British pop star Harry Styles has been making a habit out of helping fans come out at his concerts.
At Wednesday’s sold-out stop on Styles’ Love on Tour show at the Fiserv Forum in Milwaukee, a video captured McKinley McConnell holding up a sign that read, “My mom is in Section 201. Help me come out.”
McConnell, 23, was standing near the stage when the “Golden” singer turned the microphone toward her and asked, “What would you like to tell your mother?”
“Do you want me to tell her?” Styles can be heard asking. “I can tell her. Yeah, no problem, one second.”
Hustling over to the center of the stage, the singer shouted, “Lisa, she’s gay!” as thunderous cheers filled the 17,000-person arena.

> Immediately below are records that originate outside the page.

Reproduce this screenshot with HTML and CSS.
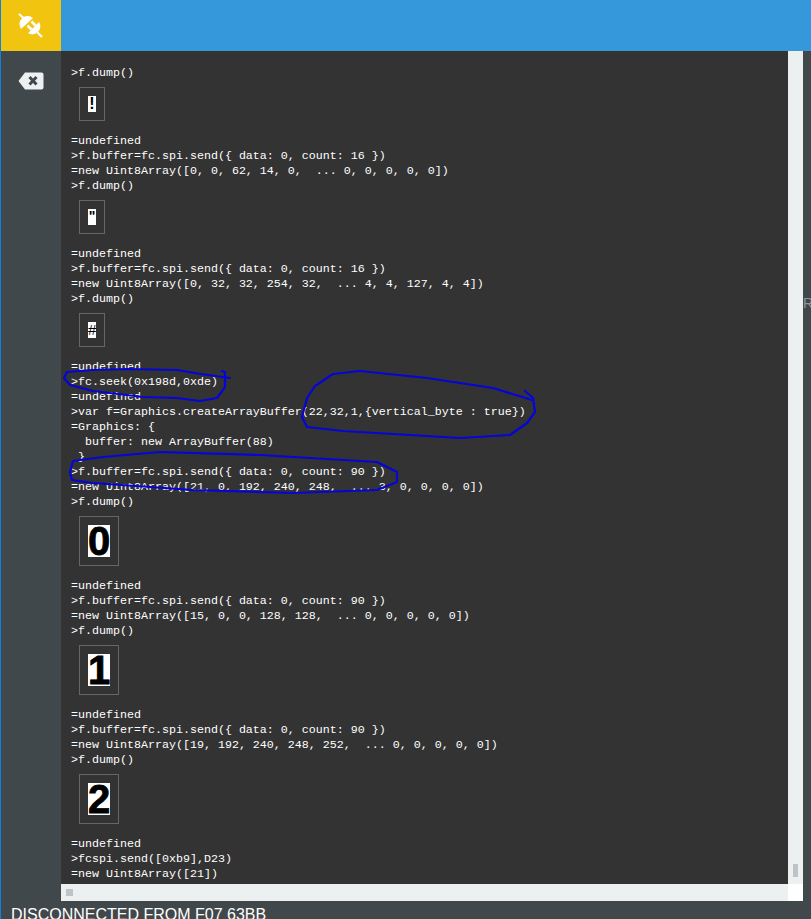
FILE: index.html
```html
<!DOCTYPE html>
<html lang="en">
<head>
<meta charset="utf-8">
<title>Espruino Web IDE</title>
<link rel="stylesheet" href="styles.css">
</head>
<body>
<div class="app">
  <header class="topbar">
    <div class="connect">
      <svg class="plug" viewBox="0 0 36 36" width="36" height="36" aria-hidden="true">
        <path class="plug-line" d="M6 6 L14 13 M24 24 L29 29"/>
        <path class="plug-fill" d="M8 21 A8.2 8.2 0 0 1 20 10 Z"/>
        <path class="plug-fill" d="M15 25 A8 8 0 0 0 26 14 Z"/>
        <path class="plug-prong" d="M18.5 21.5 L14.5 17.5 M22.5 17.5 L18.5 13.5"/>
      </svg>
    </div>
  </header>
  <aside class="sidebar">
    <svg class="erase" viewBox="0 0 26 18" width="26" height="18" aria-hidden="true">
      <path class="erase-body" d="M7 0.5 H23.5 Q25.5 0.5 25.5 2.5 V15.5 Q25.5 17.5 23.5 17.5 H7 L0.5 9 Z"/>
      <path class="erase-x" d="M11.5 5 L18.5 12.5 M18.5 5 L11.5 12.5"/>
    </svg>
  </aside>
  <main class="terminal">
    <div class="output">
      <div class="ln">&gt;f.dump()</div>
      <div class="shot"><div class="fb small">!</div></div>
      <div class="ln">=undefined</div>
      <div class="ln">&gt;f.buffer=fc.spi.send({ data: 0, count: 16 })</div>
      <div class="ln">=new Uint8Array([0, 0, 62, 14, 0,  ... 0, 0, 0, 0, 0])</div>
      <div class="ln">&gt;f.dump()</div>
      <div class="shot"><div class="fb small quote">"</div></div>
      <div class="ln">=undefined</div>
      <div class="ln">&gt;f.buffer=fc.spi.send({ data: 0, count: 16 })</div>
      <div class="ln">=new Uint8Array([0, 32, 32, 254, 32,  ... 4, 4, 127, 4, 4])</div>
      <div class="ln">&gt;f.dump()</div>
      <div class="shot"><div class="fb small hash">#</div></div>
      <div class="ln">=undefined</div>
      <div class="ln">&gt;fc.seek(0x198d,0xde)</div>
      <div class="ln">=undefined</div>
      <div class="ln">&gt;var f=Graphics.createArrayBuffer(22,32,1,{vertical_byte : true})</div>
      <div class="ln">=Graphics: {</div>
      <div class="ln">  buffer: new ArrayBuffer(88)</div>
      <div class="ln"> }</div>
      <div class="ln">&gt;f.buffer=fc.spi.send({ data: 0, count: 90 })</div>
      <div class="ln">=new Uint8Array([21, 0, 192, 240, 248,  ... 3, 0, 0, 0, 0])</div>
      <div class="ln">&gt;f.dump()</div>
      <div class="shot"><div class="fb big">0</div></div>
      <div class="ln">=undefined</div>
      <div class="ln">&gt;f.buffer=fc.spi.send({ data: 0, count: 90 })</div>
      <div class="ln">=new Uint8Array([15, 0, 0, 128, 128,  ... 0, 0, 0, 0, 0])</div>
      <div class="ln">&gt;f.dump()</div>
      <div class="shot"><div class="fb big">1</div></div>
      <div class="ln">=undefined</div>
      <div class="ln">&gt;f.buffer=fc.spi.send({ data: 0, count: 90 })</div>
      <div class="ln">=new Uint8Array([19, 192, 240, 248, 252,  ... 0, 0, 0, 0, 0])</div>
      <div class="ln">&gt;f.dump()</div>
      <div class="shot"><div class="fb big">2</div></div>
      <div class="ln">=undefined</div>
      <div class="ln">&gt;fcspi.send([0xb9],D23)</div>
      <div class="ln">=new Uint8Array([21])</div>
    </div>
    <svg class="scribbles" viewBox="0 0 727 833" width="727" height="833" aria-hidden="true">
      <path d="M169 327 L140 323 L116 319 L66 318 L32 319 L6 321 L3 327 L9 334 L32 340 L82 346 L116 347 L139 350 L156 347 L164 336 L164 321 L161 320"/>
      <path d="M464 340 L472 347 L474 361 L466 372 L449 384 L399 387 L332 383 L282 380 L246 376 L241 366 L246 347 L254 335 L272 323 L299 320 L366 327 L432 337 L471 349"/>
      <path d="M12 410 L42 406 L99 401 L199 404 L316 411 L336 421 L336 431 L316 439 L232 442 L132 439 L32 432 L11 429 L9 421 L12 410"/>
    </svg>
    <div class="scroll-v"><span class="thumb-v"></span></div>
    <div class="scroll-h"><span class="thumb-h"></span></div>
    <div class="corner"></div>
  </main>
  <div class="edge"><span class="edge-label">R</span></div>
  <footer class="status">DISCONNECTED FROM F07 63BB</footer>
</div>
</body>
</html>
```
FILE: styles.css
```css
html, body {
  margin: 0;
  padding: 0;
  height: 100%;
  overflow: hidden;
  background: #41484b;
}
.app {
  width: 811px;
  height: 919px;
  box-sizing: border-box;
  border-left: 1px solid #0f7fe0;
  display: grid;
  grid-template-columns: 60px 742px 8px;
  grid-template-rows: 51px 850px 18px;
  overflow: hidden;
  font-family: "Liberation Sans", Arial, sans-serif;
}
.topbar {
  grid-column: 1 / 4;
  background: #3498db;
  display: flex;
}
.connect {
  width: 60px;
  background: #f1c40f;
  display: flex;
  align-items: center;
  justify-content: center;
}
.plug-fill { fill: #fff; }
.plug-line { stroke: #fff; stroke-width: 2.2; fill: none; }
.plug-prong { stroke: #fff; stroke-width: 2.6; fill: none; }
.sidebar {
  background: #41484b;
  display: flex;
  justify-content: center;
  align-items: flex-start;
  padding: 21px 1px 0 0;
  box-sizing: border-box;
}
.erase-body { fill: #ecf0f1; }
.erase-x { stroke: #41484b; stroke-width: 3; fill: none; }
.terminal {
  position: relative;
  background: #333;
  display: grid;
  grid-template-columns: 727px 15px;
  grid-template-rows: 833px 17px;
  min-height: 0;
}
.output {
  grid-column: 1;
  grid-row: 1;
  padding: 15px 0 0 10px;
  overflow: hidden;
  color: #fff;
  font-family: "Liberation Mono", "Courier New", monospace;
  font-size: 11.67px;
  line-height: 15px;
}
.ln {
  height: 15px;
  white-space: pre;
}
.shot {
  width: max-content;
  margin: 6px 0 13px 8px;
  padding: 8px;
  border: 1px solid #666;
}
.fb {
  background: #fff;
  color: #000;
  font-family: "Liberation Sans", Arial, sans-serif;
  font-weight: bold;
  text-align: center;
}
.small {
  width: 8px;
  height: 16px;
  font-size: 16px;
  line-height: 16px;
}
.quote {
  font-size: 14px;
  line-height: 14px;
}
.hash {
  font-size: 15px;
  font-weight: normal;
}
.big {
  width: 22px;
  height: 32px;
  font-size: 40px;
  line-height: 32px;
  -webkit-text-stroke: 0.8px #000;
}
.scribbles {
  position: absolute;
  left: 0;
  top: 0;
  pointer-events: none;
}
.scribbles path {
  fill: none;
  stroke: #0505d8;
  stroke-width: 2.2;
  stroke-linejoin: round;
  stroke-linecap: round;
}
.scroll-v {
  grid-column: 2;
  grid-row: 1;
  background: #ecf0f1;
  display: flex;
  align-items: flex-end;
  justify-content: center;
  padding-bottom: 7px;
  box-sizing: border-box;
}
.thumb-v {
  width: 5px;
  height: 13px;
  background: #bdc3c7;
}
.scroll-h {
  grid-column: 1;
  grid-row: 2;
  background: #ecf0f1;
  display: flex;
  align-items: center;
  padding-left: 5px;
}
.thumb-h {
  width: 7px;
  height: 7px;
  background: #bdc3c7;
}
.corner {
  grid-column: 2;
  grid-row: 2;
  background: #fff;
}
.edge {
  background: #41484b;
  overflow: hidden;
  padding-top: 244px;
  box-sizing: border-box;
}
.edge-label {
  display: block;
  color: #8f9496;
  font-size: 14px;
  line-height: 16px;
}
.status {
  grid-column: 1 / 4;
  background: #41484b;
  color: #fff;
  font-size: 16px;
  line-height: 20px;
  padding: 4px 0 0 10px;
  white-space: nowrap;
  overflow: hidden;
}
```
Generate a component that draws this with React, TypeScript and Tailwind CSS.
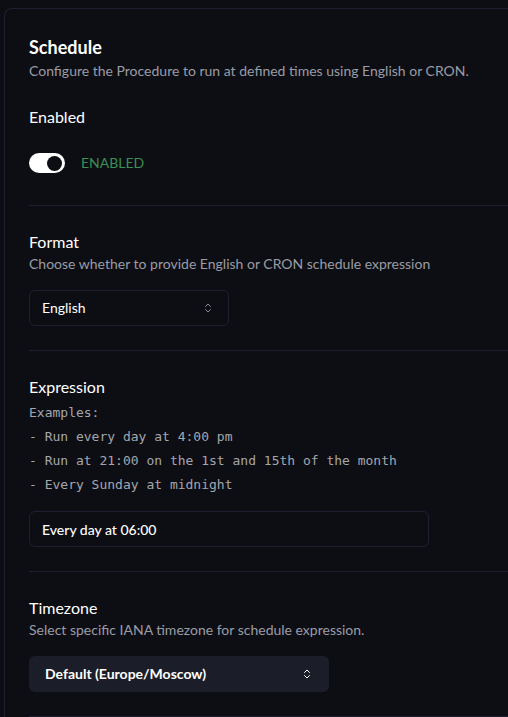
import React, { useState } from 'react';
import { ChevronsUpDown } from 'lucide-react';

const examples = [
  'Examples:',
  '- Run every day at 4:00 pm',
  '- Run at 21:00 on the 1st and 15th of the month',
  '- Every Sunday at midnight',
];

const App: React.FC = () => {
  const [enabled, setEnabled] = useState(true);
  const [format, setFormat] = useState('English');
  const [expression, setExpression] = useState('Every day at 06:00');

  return (
    <div
      className="min-h-screen bg-[#0d0e13] pt-2 pl-1 overflow-hidden"
      style={{ fontFamily: 'Lato, "Noto Sans", sans-serif' }}
    >
      <div className="w-[560px] rounded-tl-lg border-l border-t border-[#1d2030] bg-[#0d0e13] pl-6 pt-6">
        {/* Header */}
        <h1 className="text-lg leading-7 font-bold text-white">Schedule</h1>
        <p className="text-sm leading-5 text-[#9a9ca6]">
          Configure the Procedure to run at defined times using English or CRON.
        </p>

        {/* Enabled */}
        <div className="mt-6 mb-8">
          <div className="text-base leading-6 text-white">Enabled</div>
          <div className="mt-6 flex h-5 items-center gap-4">
            <button
              onClick={() => setEnabled(!enabled)}
              className={`flex h-5 w-9 items-center rounded-full px-[3px] ${
                enabled ? 'justify-end bg-white' : 'justify-start bg-[#2a2d3a]'
              }`}
            >
              <span className="h-[15px] w-[15px] rounded-full bg-[#0d0e13]" />
            </button>
            <span
              className={`text-sm leading-5 ${enabled ? 'text-[#3b8f52]' : 'text-[#9a9ca6]'}`}
            >
              {enabled ? 'ENABLED' : 'DISABLED'}
            </span>
          </div>
        </div>

        <div className="h-px bg-[#1d2030]" />

        {/* Format */}
        <div className="py-6">
          <div className="text-base leading-6 text-white">Format</div>
          <p className="text-sm leading-5 text-[#9a9ca6]">
            Choose whether to provide English or CRON schedule expression
          </p>
          <button
            onClick={() => setFormat(format === 'English' ? 'CRON' : 'English')}
            className="mt-4 flex h-9 w-[200px] items-center justify-between rounded-md border border-[#1d2030] pl-3 pr-3.5 text-sm text-white"
          >
            <span>{format}</span>
            <ChevronsUpDown className="h-3 w-3 text-[#8a8c96]" strokeWidth={2} />
          </button>
        </div>

        <div className="h-px bg-[#1d2030]" />

        {/* Expression */}
        <div className="py-6">
          <div className="text-base leading-6 text-white">Expression</div>
          <div
            className="mt-[2px] text-[13px] leading-6 text-[#a4a6ae]"
            style={{ fontFamily: '"DejaVu Sans Mono", "Liberation Mono", monospace' }}
          >
            {examples.map((line) => (
              <div key={line} className="whitespace-pre">
                {line}
              </div>
            ))}
          </div>
          <input
            value={expression}
            onChange={(e) => setExpression(e.target.value)}
            className="mt-[14px] block h-9 w-[400px] rounded-md border border-[#1d2030] bg-transparent px-3 text-sm font-medium text-white outline-none"
          />
        </div>

        <div className="h-px bg-[#1d2030]" />

        {/* Timezone */}
        <div className="py-6">
          <div className="text-base leading-6 text-white">Timezone</div>
          <p className="text-sm leading-5 text-[#9a9ca6]">
            Select specific IANA timezone for schedule expression.
          </p>
          <button className="mt-4 flex h-9 w-[300px] items-center justify-between rounded-md bg-[#1b1e29] pl-4 pr-4 text-sm font-bold text-white">
            <span>Default (Europe/Moscow)</span>
            <ChevronsUpDown className="h-3 w-3 text-white" strokeWidth={2} />
          </button>
        </div>

        <div className="h-px bg-[#1d2030]" />
      </div>
    </div>
  );
};

export default App;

McConnell told NBC News that she flew in from Los Angeles to see the show with her mom, who was seated in a different section.
“I literally got her the ticket so last minute,” McConnell explained of their distance. “I was lucky to get a ticket for the general admission pit for myself. I know my mom, and she wouldn’t have been up for the pit.”
McConnell, a political science student at California State University, Northridge, said her mom probably knew about her sexuality before she officially told her — or rather, had Harry Styles tell her.
“Afterward, she told me, ‘You always had a flair for dramatics,’” McConnell said. “I’m really beyond blessed that both my parents are so supportive. And I think they probably always suspected, even though you try to act like they don’t. She just kept saying she loves me and is proud of me.”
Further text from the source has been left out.